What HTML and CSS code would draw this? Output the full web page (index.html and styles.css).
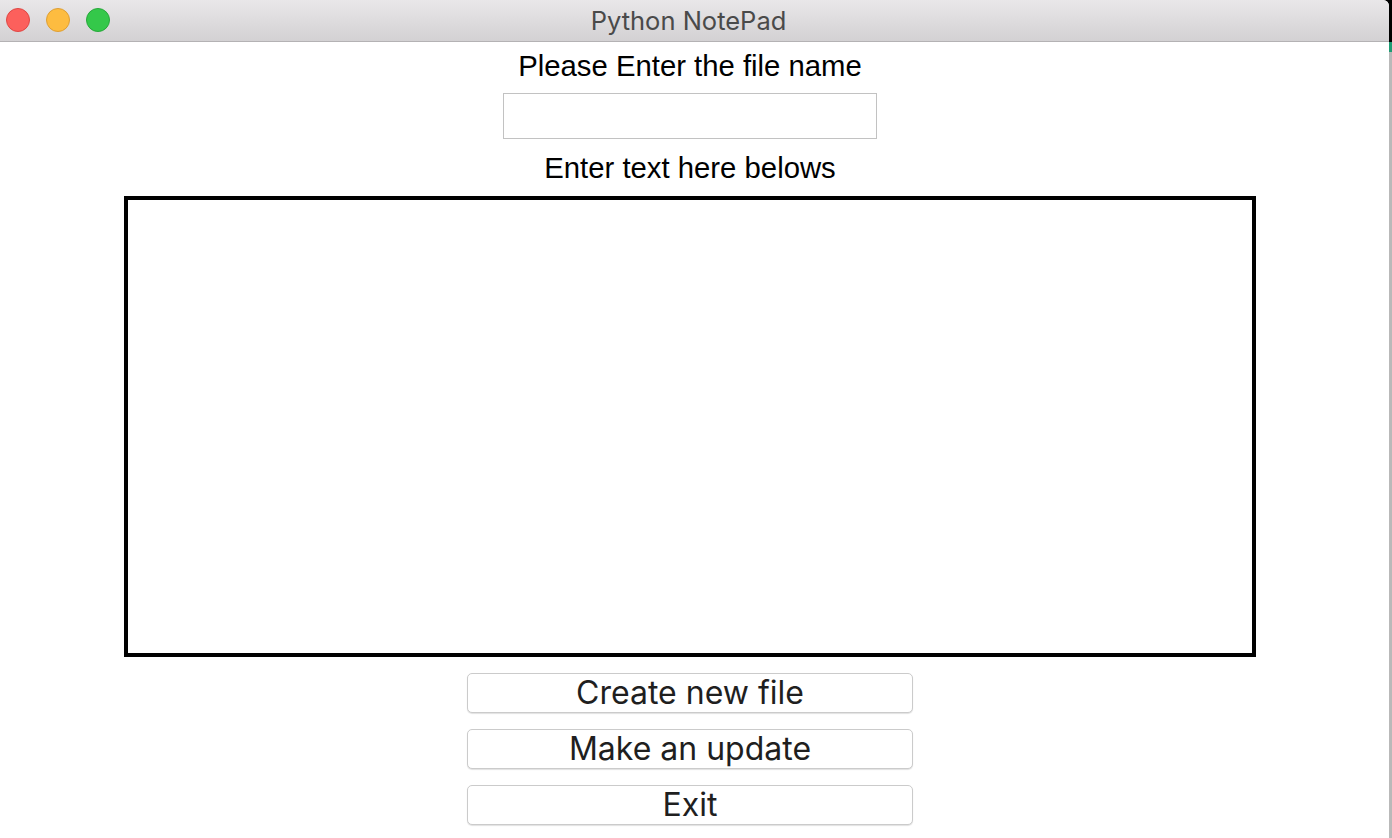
FILE: index.html
```html
<!DOCTYPE html>
<html>
<head>
<meta charset="utf-8">
<title>Python NotePad</title>
<link rel="stylesheet" href="styles.css">
</head>
<body>
<div class="screen">
  <div class="window">
    <div class="titlebar">
      <div class="lights">
        <span class="light red"></span>
        <span class="light yellow"></span>
        <span class="light green"></span>
      </div>
      <div class="title">Python NotePad</div>
    </div>
    <div class="content">
      <div class="label">Please Enter the file name</div>
      <input class="filename" type="text">
      <div class="label label-text">Enter text here belows</div>
      <textarea class="editor"></textarea>
      <div class="buttons">
        <button class="btn">Create new file</button>
        <button class="btn">Make an update</button>
        <button class="btn">Exit</button>
      </div>
    </div>
  </div>
  <div class="edge"></div>
</div>
</body>
</html>
```
FILE: styles.css
```css
html, body {
  margin: 0;
  padding: 0;
  background: #ffffff;
}
.screen {
  display: flex;
  width: 1392px;
  height: 838px;
  overflow: hidden;
  background: #000;
}
.window {
  width: 1389px;
  height: 838px;
  display: flex;
  flex-direction: column;
  background: #ffffff;
  border-top-right-radius: 6px;
  overflow: hidden;
}
.edge {
  width: 3px;
  height: 838px;
  background: linear-gradient(to bottom, #000 0, #000 42px, #1f9c74 42px, #1f9c74 52px, #b9b9b9 52px, #b9b9b9 100%);
}
.titlebar {
  position: relative;
  height: 41px;
  flex: none;
  border-bottom: 1px solid #b4b2b4;
  background: linear-gradient(to bottom, #e9e7e9, #d3d1d3);
  display: flex;
  align-items: center;
  justify-content: center;
  padding-right: 12px;
}
.lights {
  position: absolute;
  left: 6px;
  top: 8px;
  display: flex;
  gap: 16px;
}
.light {
  width: 22px;
  height: 22px;
  border-radius: 50%;
  border: 1px solid;
}
.red { background: #fc605c; border-color: #df4744; }
.yellow { background: #fdbc40; border-color: #de9f34; }
.green { background: #34c84a; border-color: #27a83a; }
.title {
  font-family: "Inter", "Roboto", "Liberation Sans", sans-serif;
  font-size: 25.5px;
  color: #4a4a4a;
  line-height: 30px;
  margin-top: 1px;
}
.content {
  width: 1380px;
  display: flex;
  flex-direction: column;
  align-items: center;
  padding-top: 7px;
}
.label {
  font-family: "Liberation Sans", Arial, sans-serif;
  font-size: 29.3px;
  line-height: 34px;
  color: #000;
}
.filename {
  margin-top: 10px;
  width: 374px;
  height: 46px;
  box-sizing: border-box;
  border: 1px solid #c2c2c2;
  background: #fff;
  padding: 0 6px;
  outline: none;
}
.label-text {
  margin-top: 12px;
}
.editor {
  margin-top: 11px;
  width: 1132px;
  height: 461px;
  box-sizing: border-box;
  border: 4px solid #000;
  resize: none;
  outline: none;
  padding: 0;
  background: #fff;
}
.buttons {
  margin-top: 16px;
  display: flex;
  flex-direction: column;
  gap: 16px;
}
.btn {
  width: 446px;
  height: 40px;
  box-sizing: border-box;
  background: #fff;
  border: 1px solid #cbcbcb;
  border-radius: 5px;
  box-shadow: 0 1px 1px rgba(0, 0, 0, 0.12);
  font-family: "Inter", "Roboto", "Liberation Sans", sans-serif;
  font-size: 32px;
  line-height: 36px;
  color: #1f1f1f;
  padding: 0;
}
```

######

→ WHAT IS EXPECTED
Print the full listing exactly, dropping the pictures.

→ CORRECT ANSWER
What HTML and CSS code would draw this? Output the full web page (index.html and styles.css).
FILE: index.html
```html
<!DOCTYPE html>
<html>
<head>
<meta charset="utf-8">
<title>Python NotePad</title>
<link rel="stylesheet" href="styles.css">
</head>
<body>
<div class="screen">
  <div class="window">
    <div class="titlebar">
      <div class="lights">
        <span class="light red"></span>
        <span class="light yellow"></span>
        <span class="light green"></span>
      </div>
      <div class="title">Python NotePad</div>
    </div>
    <div class="content">
      <div class="label">Please Enter the file name</div>
      <input class="filename" type="text">
      <div class="label label-text">Enter text here belows</div>
      <textarea class="editor"></textarea>
      <div class="buttons">
        <button class="btn">Create new file</button>
        <button class="btn">Make an update</button>
        <button class="btn">Exit</button>
      </div>
    </div>
  </div>
  <div class="edge"></div>
</div>
</body>
</html>
```
FILE: styles.css
```css
html, body {
  margin: 0;
  padding: 0;
  background: #ffffff;
}
.screen {
  display: flex;
  width: 1392px;
  height: 838px;
  overflow: hidden;
  background: #000;
}
.window {
  width: 1389px;
  height: 838px;
  display: flex;
  flex-direction: column;
  background: #ffffff;
  border-top-right-radius: 6px;
  overflow: hidden;
}
.edge {
  width: 3px;
  height: 838px;
  background: linear-gradient(to bottom, #000 0, #000 42px, #1f9c74 42px, #1f9c74 52px, #b9b9b9 52px, #b9b9b9 100%);
}
.titlebar {
  position: relative;
  height: 41px;
  flex: none;
  border-bottom: 1px solid #b4b2b4;
  background: linear-gradient(to bottom, #e9e7e9, #d3d1d3);
  display: flex;
  align-items: center;
  justify-content: center;
  padding-right: 12px;
}
.lights {
  position: absolute;
  left: 6px;
  top: 8px;
  display: flex;
  gap: 16px;
}
.light {
  width: 22px;
  height: 22px;
  border-radius: 50%;
  border: 1px solid;
}
.red { background: #fc605c; border-color: #df4744; }
.yellow { background: #fdbc40; border-color: #de9f34; }
.green { background: #34c84a; border-color: #27a83a; }
.title {
  font-family: "Inter", "Roboto", "Liberation Sans", sans-serif;
  font-size: 25.5px;
  color: #4a4a4a;
  line-height: 30px;
  margin-top: 1px;
}
.content {
  width: 1380px;
  display: flex;
  flex-direction: column;
  align-items: center;
  padding-top: 7px;
}
.label {
  font-family: "Liberation Sans", Arial, sans-serif;
  font-size: 29.3px;
  line-height: 34px;
  color: #000;
}
.filename {
  margin-top: 10px;
  width: 374px;
  height: 46px;
  box-sizing: border-box;
  border: 1px solid #c2c2c2;
  background: #fff;
  padding: 0 6px;
  outline: none;
}
.label-text {
  margin-top: 12px;
}
.editor {
  margin-top: 11px;
  width: 1132px;
  height: 461px;
  box-sizing: border-box;
  border: 4px solid #000;
  resize: none;
  outline: none;
  padding: 0;
  background: #fff;
}
.buttons {
  margin-top: 16px;
  display: flex;
  flex-direction: column;
  gap: 16px;
}
.btn {
  width: 446px;
  height: 40px;
  box-sizing: border-box;
  background: #fff;
  border: 1px solid #cbcbcb;
  border-radius: 5px;
  box-shadow: 0 1px 1px rgba(0, 0, 0, 0.12);
  font-family: "Inter", "Roboto", "Liberation Sans", sans-serif;
  font-size: 32px;
  line-height: 36px;
  color: #1f1f1f;
  padding: 0;
}
```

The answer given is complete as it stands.